PROBLEM DESCRIPTION: Write the listing below out again exactly, dropping the images.
☆ ☆ ☆ ☆ ☆ ☆ ☆
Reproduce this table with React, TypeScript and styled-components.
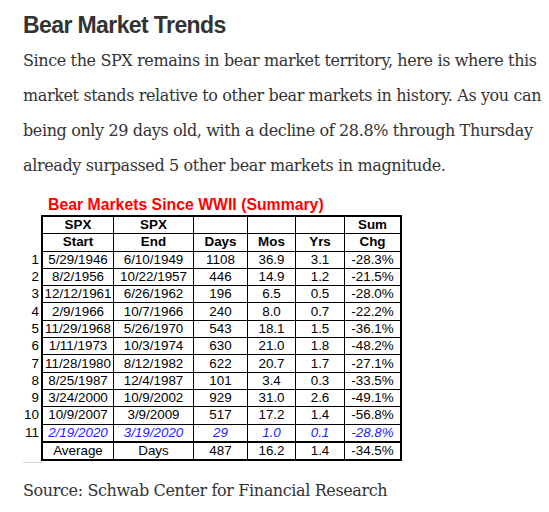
import React from 'react';
import styled, { createGlobalStyle } from 'styled-components';

const GlobalStyle = createGlobalStyle`
	html, body {
		margin: 0;
		padding: 0;
		background: #fff;
		overflow: hidden;
	}
`;

const Page = styled.div`
	width: 549px;
	height: 512px;
	overflow: hidden;
	padding: 11px 0 0 23px;
	box-sizing: border-box;
	color: #333;
`;

const Heading = styled.h2`
	margin: 0;
	font-family: 'Liberation Sans', Arial, sans-serif;
	font-weight: 700;
	font-size: 23px;
	line-height: 28px;
	letter-spacing: -0.6px;
	color: #333;
`;

const Body = styled.p`
	margin: 4px 0 0;
	font-family: 'DejaVu Serif', Georgia, serif;
	font-size: 16px;
	line-height: 35px;
	letter-spacing: -0.38px;
	color: #333;
`;

const Line = styled.span`
	display: block;
	white-space: nowrap;
`;

const Figure = styled.div`
	margin-top: 14px;
	font-family: 'Liberation Sans', Arial, sans-serif;
`;

const ChartTitle = styled.div`
	margin: 0 0 2px 25px;
	color: #ff0000;
	font-weight: 700;
	font-size: 15.8px;
	line-height: 16px;
`;

const Grid = styled.table`
	border-collapse: collapse;
	font-size: 13.4px;
	color: #000;
`;

const NumCell = styled.td`
	width: 16px;
	padding: 0 2px 0 0;
	text-align: right;
	border: none;
	height: 16.3px;
	line-height: 16px;
`;

const Cell = styled.td<{ $w?: number; $bold?: boolean; $blue?: boolean; $thickTop?: boolean; $edgeL?: boolean; $edgeR?: boolean; $edgeT?: boolean; $edgeB?: boolean }>`
	width: ${(p) => (p.$w ? `${p.$w}px` : 'auto')};
	padding: 0;
	text-align: center;
	line-height: 16px;
	height: 16.3px;
	border: 1px solid #000;
	border-left-width: ${(p) => (p.$edgeL ? 2 : 1)}px;
	border-right-width: ${(p) => (p.$edgeR ? 2 : 1)}px;
	border-top-width: ${(p) => (p.$edgeT || p.$thickTop ? 2 : 1)}px;
	border-bottom-width: ${(p) => (p.$edgeB ? 2 : 1)}px;
	font-weight: ${(p) => (p.$bold ? 700 : 400)};
	font-style: ${(p) => (p.$blue ? 'italic' : 'normal')};
	color: ${(p) => (p.$blue ? '#2222ff' : '#000')};
	white-space: nowrap;
`;

const Under = styled.div`
	width: 20px;
	border-top: 1px solid #d6d6d6;
	margin-top: 1px;
`;

const Source = styled.p`
	margin: 10px 0 0;
	font-family: 'DejaVu Serif', Georgia, serif;
	font-size: 16px;
	line-height: 35px;
	letter-spacing: -0.38px;
	color: #333;
`;

const widths = [70, 79, 53, 47, 48, 55];

const rows: string[][] = [
	['5/29/1946', '6/10/1949', '1108', '36.9', '3.1', '-28.3%'],
	['8/2/1956', '10/22/1957', '446', '14.9', '1.2', '-21.5%'],
	['12/12/1961', '6/26/1962', '196', '6.5', '0.5', '-28.0%'],
	['2/9/1966', '10/7/1966', '240', '8.0', '0.7', '-22.2%'],
	['11/29/1968', '5/26/1970', '543', '18.1', '1.5', '-36.1%'],
	['1/11/1973', '10/3/1974', '630', '21.0', '1.8', '-48.2%'],
	['11/28/1980', '8/12/1982', '622', '20.7', '1.7', '-27.1%'],
	['8/25/1987', '12/4/1987', '101', '3.4', '0.3', '-33.5%'],
	['3/24/2000', '10/9/2002', '929', '31.0', '2.6', '-49.1%'],
	['10/9/2007', '3/9/2009', '517', '17.2', '1.4', '-56.8%'],
	['2/19/2020', '3/19/2020', '29', '1.0', '0.1', '-28.8%'],
];

const average = ['Average', 'Days', '487', '16.2', '1.4', '-34.5%'];

const App: React.FC = () => {
	const renderCells = (vals: string[], opts: { bold?: boolean; blue?: boolean; top?: boolean; bottom?: boolean; thickTop?: boolean }) =>
		vals.map((v, i) => (
			<Cell
				key={i}
				$w={widths[i]}
				$bold={opts.bold}
				$blue={opts.blue}
				$thickTop={opts.thickTop}
				$edgeL={i === 0}
				$edgeR={i === vals.length - 1}
				$edgeT={opts.top}
				$edgeB={opts.bottom}
			>
				{v}
			</Cell>
		));

	return (
		<>
			<GlobalStyle />
			<Page>
				<Heading>Bear Market Trends</Heading>
				<Body>
					<Line>Since the SPX remains in bear market territory, here is where this</Line>
					<Line>market stands relative to other bear markets in history. As you can</Line>
					<Line>being only 29 days old, with a decline of 28.8% through Thursday</Line>
					<Line>already surpassed 5 other bear markets in magnitude.</Line>
				</Body>
				<Figure>
					<ChartTitle>Bear Markets Since WWII (Summary)</ChartTitle>
					<Grid>
						<tbody>
							<tr>
								<NumCell />
								{renderCells(['SPX', 'SPX', '', '', '', 'Sum'], { bold: true, top: true })}
							</tr>
							<tr>
								<NumCell />
								{renderCells(['Start', 'End', 'Days', 'Mos', 'Yrs', 'Chg'], { bold: true })}
							</tr>
							{rows.map((r, i) => (
								<tr key={i}>
									<NumCell>{i + 1}</NumCell>
									{renderCells(r, { blue: i === rows.length - 1 })}
								</tr>
							))}
							<tr>
								<NumCell />
								{renderCells(average, { bottom: true, thickTop: true })}
							</tr>
						</tbody>
					</Grid>
					<Under />
				</Figure>
				<Source>Source: Schwab Center for Financial Research</Source>
			</Page>
		</>
	);
};

export default App;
☆ ☆ ☆ ☆ ☆ ☆ ☆
THE ANSWER:
Reproduce this table with React, TypeScript and styled-components.
import React from 'react';
import styled, { createGlobalStyle } from 'styled-components';

const GlobalStyle = createGlobalStyle`
	html, body {
		margin: 0;
		padding: 0;
		background: #fff;
		overflow: hidden;
	}
`;

const Page = styled.div`
	width: 549px;
	height: 512px;
	overflow: hidden;
	padding: 11px 0 0 23px;
	box-sizing: border-box;
	color: #333;
`;

const Heading = styled.h2`
	margin: 0;
	font-family: 'Liberation Sans', Arial, sans-serif;
	font-weight: 700;
	font-size: 23px;
	line-height: 28px;
	letter-spacing: -0.6px;
	color: #333;
`;

const Body = styled.p`
	margin: 4px 0 0;
	font-family: 'DejaVu Serif', Georgia, serif;
	font-size: 16px;
	line-height: 35px;
	letter-spacing: -0.38px;
	color: #333;
`;

const Line = styled.span`
	display: block;
	white-space: nowrap;
`;

const Figure = styled.div`
	margin-top: 14px;
	font-family: 'Liberation Sans', Arial, sans-serif;
`;

const ChartTitle = styled.div`
	margin: 0 0 2px 25px;
	color: #ff0000;
	font-weight: 700;
	font-size: 15.8px;
	line-height: 16px;
`;

const Grid = styled.table`
	border-collapse: collapse;
	font-size: 13.4px;
	color: #000;
`;

const NumCell = styled.td`
	width: 16px;
	padding: 0 2px 0 0;
	text-align: right;
	border: none;
	height: 16.3px;
	line-height: 16px;
`;

const Cell = styled.td<{ $w?: number; $bold?: boolean; $blue?: boolean; $thickTop?: boolean; $edgeL?: boolean; $edgeR?: boolean; $edgeT?: boolean; $edgeB?: boolean }>`
	width: ${(p) => (p.$w ? `${p.$w}px` : 'auto')};
	padding: 0;
	text-align: center;
	line-height: 16px;
	height: 16.3px;
	border: 1px solid #000;
	border-left-width: ${(p) => (p.$edgeL ? 2 : 1)}px;
	border-right-width: ${(p) => (p.$edgeR ? 2 : 1)}px;
	border-top-width: ${(p) => (p.$edgeT || p.$thickTop ? 2 : 1)}px;
	border-bottom-width: ${(p) => (p.$edgeB ? 2 : 1)}px;
	font-weight: ${(p) => (p.$bold ? 700 : 400)};
	font-style: ${(p) => (p.$blue ? 'italic' : 'normal')};
	color: ${(p) => (p.$blue ? '#2222ff' : '#000')};
	white-space: nowrap;
`;

const Under = styled.div`
	width: 20px;
	border-top: 1px solid #d6d6d6;
	margin-top: 1px;
`;

const Source = styled.p`
	margin: 10px 0 0;
	font-family: 'DejaVu Serif', Georgia, serif;
	font-size: 16px;
	line-height: 35px;
	letter-spacing: -0.38px;
	color: #333;
`;

const widths = [70, 79, 53, 47, 48, 55];

const rows: string[][] = [
	['5/29/1946', '6/10/1949', '1108', '36.9', '3.1', '-28.3%'],
	['8/2/1956', '10/22/1957', '446', '14.9', '1.2', '-21.5%'],
	['12/12/1961', '6/26/1962', '196', '6.5', '0.5', '-28.0%'],
	['2/9/1966', '10/7/1966', '240', '8.0', '0.7', '-22.2%'],
	['11/29/1968', '5/26/1970', '543', '18.1', '1.5', '-36.1%'],
	['1/11/1973', '10/3/1974', '630', '21.0', '1.8', '-48.2%'],
	['11/28/1980', '8/12/1982', '622', '20.7', '1.7', '-27.1%'],
	['8/25/1987', '12/4/1987', '101', '3.4', '0.3', '-33.5%'],
	['3/24/2000', '10/9/2002', '929', '31.0', '2.6', '-49.1%'],
	['10/9/2007', '3/9/2009', '517', '17.2', '1.4', '-56.8%'],
	['2/19/2020', '3/19/2020', '29', '1.0', '0.1', '-28.8%'],
];

const average = ['Average', 'Days', '487', '16.2', '1.4', '-34.5%'];

const App: React.FC = () => {
	const renderCells = (vals: string[], opts: { bold?: boolean; blue?: boolean; top?: boolean; bottom?: boolean; thickTop?: boolean }) =>
		vals.map((v, i) => (
			<Cell
				key={i}
				$w={widths[i]}
				$bold={opts.bold}
				$blue={opts.blue}
				$thickTop={opts.thickTop}
				$edgeL={i === 0}
				$edgeR={i === vals.length - 1}
				$edgeT={opts.top}
				$edgeB={opts.bottom}
			>
				{v}
			</Cell>
		));

	return (
		<>
			<GlobalStyle />
			<Page>
				<Heading>Bear Market Trends</Heading>
				<Body>
					<Line>Since the SPX remains in bear market territory, here is where this</Line>
					<Line>market stands relative to other bear markets in history. As you can</Line>
					<Line>being only 29 days old, with a decline of 28.8% through Thursday</Line>
					<Line>already surpassed 5 other bear markets in magnitude.</Line>
				</Body>
				<Figure>
					<ChartTitle>Bear Markets Since WWII (Summary)</ChartTitle>
					<Grid>
						<tbody>
							<tr>
								<NumCell />
								{renderCells(['SPX', 'SPX', '', '', '', 'Sum'], { bold: true, top: true })}
							</tr>
							<tr>
								<NumCell />
								{renderCells(['Start', 'End', 'Days', 'Mos', 'Yrs', 'Chg'], { bold: true })}
							</tr>
							{rows.map((r, i) => (
								<tr key={i}>
									<NumCell>{i + 1}</NumCell>
									{renderCells(r, { blue: i === rows.length - 1 })}
								</tr>
							))}
							<tr>
								<NumCell />
								{renderCells(average, { bottom: true, thickTop: true })}
							</tr>
						</tbody>
					</Grid>
					<Under />
				</Figure>
				<Source>Source: Schwab Center for Financial Research</Source>
			</Page>
		</>
	);
};

export default App;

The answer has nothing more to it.